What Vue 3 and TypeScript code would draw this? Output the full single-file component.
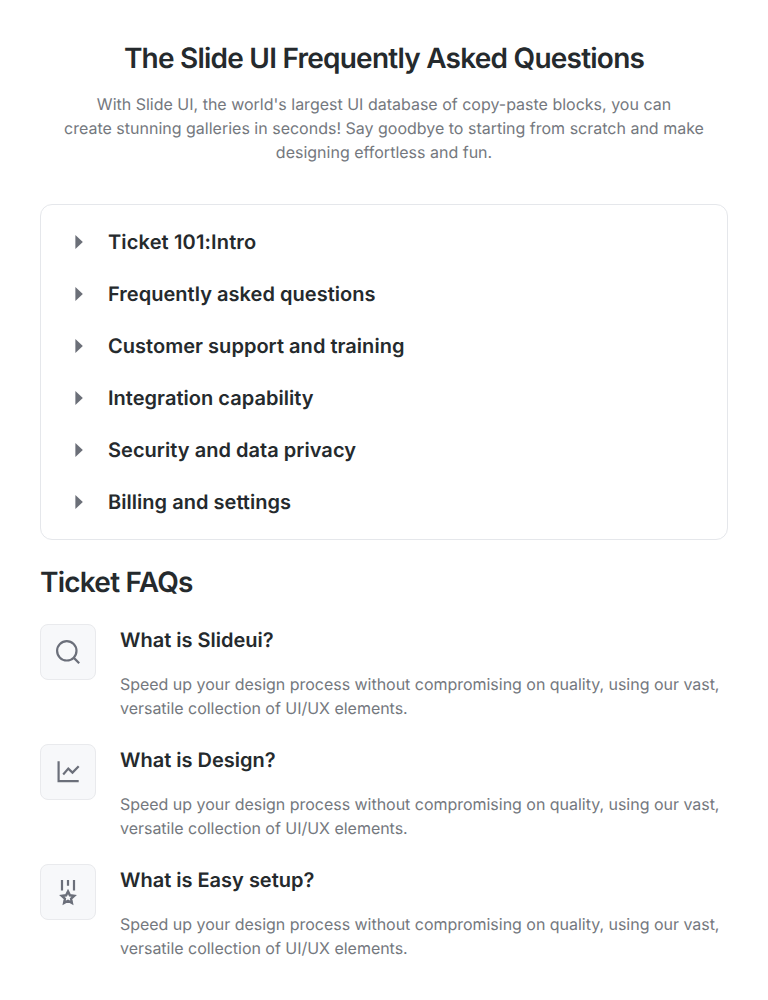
<script setup lang="ts">
const topics: string[] = [
  'Ticket 101:Intro',
  'Frequently asked questions',
  'Customer support and training',
  'Integration capability',
  'Security and data privacy',
  'Billing and settings',
]

interface Faq {
  icon: 'search' | 'chart' | 'medal'
  title: string
}

const faqs: Faq[] = [
  { icon: 'search', title: 'What is Slideui?' },
  { icon: 'chart', title: 'What is Design?' },
  { icon: 'medal', title: 'What is Easy setup?' },
]
</script>

<template>
  <main class="page">
    <header class="intro">
      <h1>The Slide UI Frequently Asked Questions</h1>
      <p>
        With Slide UI, the world's largest UI database of copy-paste blocks, you can<br />
        create stunning galleries in seconds! Say goodbye to starting from scratch and make<br />
        designing effortless and fun.
      </p>
    </header>

    <ul class="topics">
      <li v-for="topic in topics" :key="topic">
        <svg class="caret" width="24" height="24" viewBox="0 0 24 24">
          <path d="M7.4 5v14l7.4-7z" />
        </svg>
        <span>{{ topic }}</span>
      </li>
    </ul>

    <h2>Ticket FAQs</h2>

    <section class="faqs">
      <article v-for="faq in faqs" :key="faq.title" class="faq">
        <div class="tile">
          <svg v-if="faq.icon === 'search'" width="32" height="32" viewBox="0 0 32 32">
            <circle cx="14.8" cy="14.8" r="9.7" />
            <path d="M21.6 21.6l5.6 5.6" />
          </svg>
          <svg v-else-if="faq.icon === 'chart'" width="32" height="32" viewBox="0 0 32 32">
            <path d="M6.6 5.3v19.9h20.1" />
            <path d="M11.2 18.4l5.1-5.8 4.2 4 6.2-6.4" />
          </svg>
          <svg v-else width="32" height="32" viewBox="0 0 32 32">
            <path d="M10 4v10.5M16 4v5.8M22 4v10.5" />
            <path
              class="star"
              d="M16 15.4L17.9 19.3 22.2 19.8 19.1 22.7 19.9 26.9 16 24.8 12.1 26.9 12.9 22.7 9.8 19.8 14.1 19.3z"
            />
          </svg>
        </div>
        <div class="copy">
          <h3>{{ faq.title }}</h3>
          <p>
            Speed up your design process without compromising on quality, using our vast,<br />
            versatile collection of UI/UX elements.
          </p>
        </div>
      </article>
    </section>
  </main>
</template>

<style>
body {
  background: #fff;
}
</style>

<style scoped>
.page {
  box-sizing: border-box;
  width: 768px;
  height: 1000px;
  padding: 40px;
  font-family: Inter, sans-serif;
  color: #252a2d;
  overflow: hidden;
  text-rendering: geometricPrecision;
}
h1, h2, h3, p, ul {
  margin: 0;
}
h1, h2 {
  font-size: 28px;
  line-height: 36px;
  font-weight: 600;
  letter-spacing: -0.77px;
}
.intro {
  text-align: center;
}
p {
  font-size: 16px;
  line-height: 24px;
  color: #74787e;
  white-space: nowrap;
}
.intro p {
  margin-top: 16px;
}
.topics {
  box-sizing: border-box;
  list-style: none;
  height: 336px;
  margin-top: 40px;
  padding: 23px 27px;
  border: 1px solid #e5e7eb;
  border-radius: 12px;
  display: flex;
  flex-direction: column;
  gap: 24px;
}
.topics li {
  display: flex;
  align-items: center;
  gap: 16px;
  height: 28px;
  font-size: 20px;
  font-weight: 600;
  letter-spacing: 0.03px;
}
.topics li:first-child {
  letter-spacing: 0.15px;
}
.caret {
  fill: #6b6f78;
}
h2 {
  margin-top: 24px;
}
.faqs {
  display: flex;
  flex-direction: column;
  gap: 24px;
  margin-top: 24px;
}
.faq {
  display: flex;
  gap: 24px;
  height: 96px;
}
.tile {
  box-sizing: border-box;
  width: 56px;
  height: 56px;
  flex: none;
  display: grid;
  place-items: center;
  background: #f7f8fa;
  border: 1px solid #e9eaed;
  border-radius: 8px;
}
.tile svg {
  fill: none;
  stroke: #6b6f7a;
  stroke-width: 2.2;
}
.tile .star {
  stroke-width: 2.4;
}
h3 {
  font-size: 20px;
  line-height: 32px;
  font-weight: 600;
}
.copy p {
  margin-top: 16px;
  letter-spacing: -0.025px;
}
</style>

◆ Given task:
Reproduce the material above verbatim; omit every picture.

◆ Answer to this task:
What Vue 3 and TypeScript code would draw this? Output the full single-file component.
<script setup lang="ts">
const topics: string[] = [
  'Ticket 101:Intro',
  'Frequently asked questions',
  'Customer support and training',
  'Integration capability',
  'Security and data privacy',
  'Billing and settings',
]

interface Faq {
  icon: 'search' | 'chart' | 'medal'
  title: string
}

const faqs: Faq[] = [
  { icon: 'search', title: 'What is Slideui?' },
  { icon: 'chart', title: 'What is Design?' },
  { icon: 'medal', title: 'What is Easy setup?' },
]
</script>

<template>
  <main class="page">
    <header class="intro">
      <h1>The Slide UI Frequently Asked Questions</h1>
      <p>
        With Slide UI, the world's largest UI database of copy-paste blocks, you can<br />
        create stunning galleries in seconds! Say goodbye to starting from scratch and make<br />
        designing effortless and fun.
      </p>
    </header>

    <ul class="topics">
      <li v-for="topic in topics" :key="topic">
        <svg class="caret" width="24" height="24" viewBox="0 0 24 24">
          <path d="M7.4 5v14l7.4-7z" />
        </svg>
        <span>{{ topic }}</span>
      </li>
    </ul>

    <h2>Ticket FAQs</h2>

    <section class="faqs">
      <article v-for="faq in faqs" :key="faq.title" class="faq">
        <div class="tile">
          <svg v-if="faq.icon === 'search'" width="32" height="32" viewBox="0 0 32 32">
            <circle cx="14.8" cy="14.8" r="9.7" />
            <path d="M21.6 21.6l5.6 5.6" />
          </svg>
          <svg v-else-if="faq.icon === 'chart'" width="32" height="32" viewBox="0 0 32 32">
            <path d="M6.6 5.3v19.9h20.1" />
            <path d="M11.2 18.4l5.1-5.8 4.2 4 6.2-6.4" />
          </svg>
          <svg v-else width="32" height="32" viewBox="0 0 32 32">
            <path d="M10 4v10.5M16 4v5.8M22 4v10.5" />
            <path
              class="star"
              d="M16 15.4L17.9 19.3 22.2 19.8 19.1 22.7 19.9 26.9 16 24.8 12.1 26.9 12.9 22.7 9.8 19.8 14.1 19.3z"
            />
          </svg>
        </div>
        <div class="copy">
          <h3>{{ faq.title }}</h3>
          <p>
            Speed up your design process without compromising on quality, using our vast,<br />
            versatile collection of UI/UX elements.
          </p>
        </div>
      </article>
    </section>
  </main>
</template>

<style>
body {
  background: #fff;
}
</style>

<style scoped>
.page {
  box-sizing: border-box;
  width: 768px;
  height: 1000px;
  padding: 40px;
  font-family: Inter, sans-serif;
  color: #252a2d;
  overflow: hidden;
  text-rendering: geometricPrecision;
}
h1, h2, h3, p, ul {
  margin: 0;
}
h1, h2 {
  font-size: 28px;
  line-height: 36px;
  font-weight: 600;
  letter-spacing: -0.77px;
}
.intro {
  text-align: center;
}
p {
  font-size: 16px;
  line-height: 24px;
  color: #74787e;
  white-space: nowrap;
}
.intro p {
  margin-top: 16px;
}
.topics {
  box-sizing: border-box;
  list-style: none;
  height: 336px;
  margin-top: 40px;
  padding: 23px 27px;
  border: 1px solid #e5e7eb;
  border-radius: 12px;
  display: flex;
  flex-direction: column;
  gap: 24px;
}
.topics li {
  display: flex;
  align-items: center;
  gap: 16px;
  height: 28px;
  font-size: 20px;
  font-weight: 600;
  letter-spacing: 0.03px;
}
.topics li:first-child {
  letter-spacing: 0.15px;
}
.caret {
  fill: #6b6f78;
}
h2 {
  margin-top: 24px;
}
.faqs {
  display: flex;
  flex-direction: column;
  gap: 24px;
  margin-top: 24px;
}
.faq {
  display: flex;
  gap: 24px;
  height: 96px;
}
.tile {
  box-sizing: border-box;
  width: 56px;
  height: 56px;
  flex: none;
  display: grid;
  place-items: center;
  background: #f7f8fa;
  border: 1px solid #e9eaed;
  border-radius: 8px;
}
.tile svg {
  fill: none;
  stroke: #6b6f7a;
  stroke-width: 2.2;
}
.tile .star {
  stroke-width: 2.4;
}
h3 {
  font-size: 20px;
  line-height: 32px;
  font-weight: 600;
}
.copy p {
  margin-top: 16px;
  letter-spacing: -0.025px;
}
</style>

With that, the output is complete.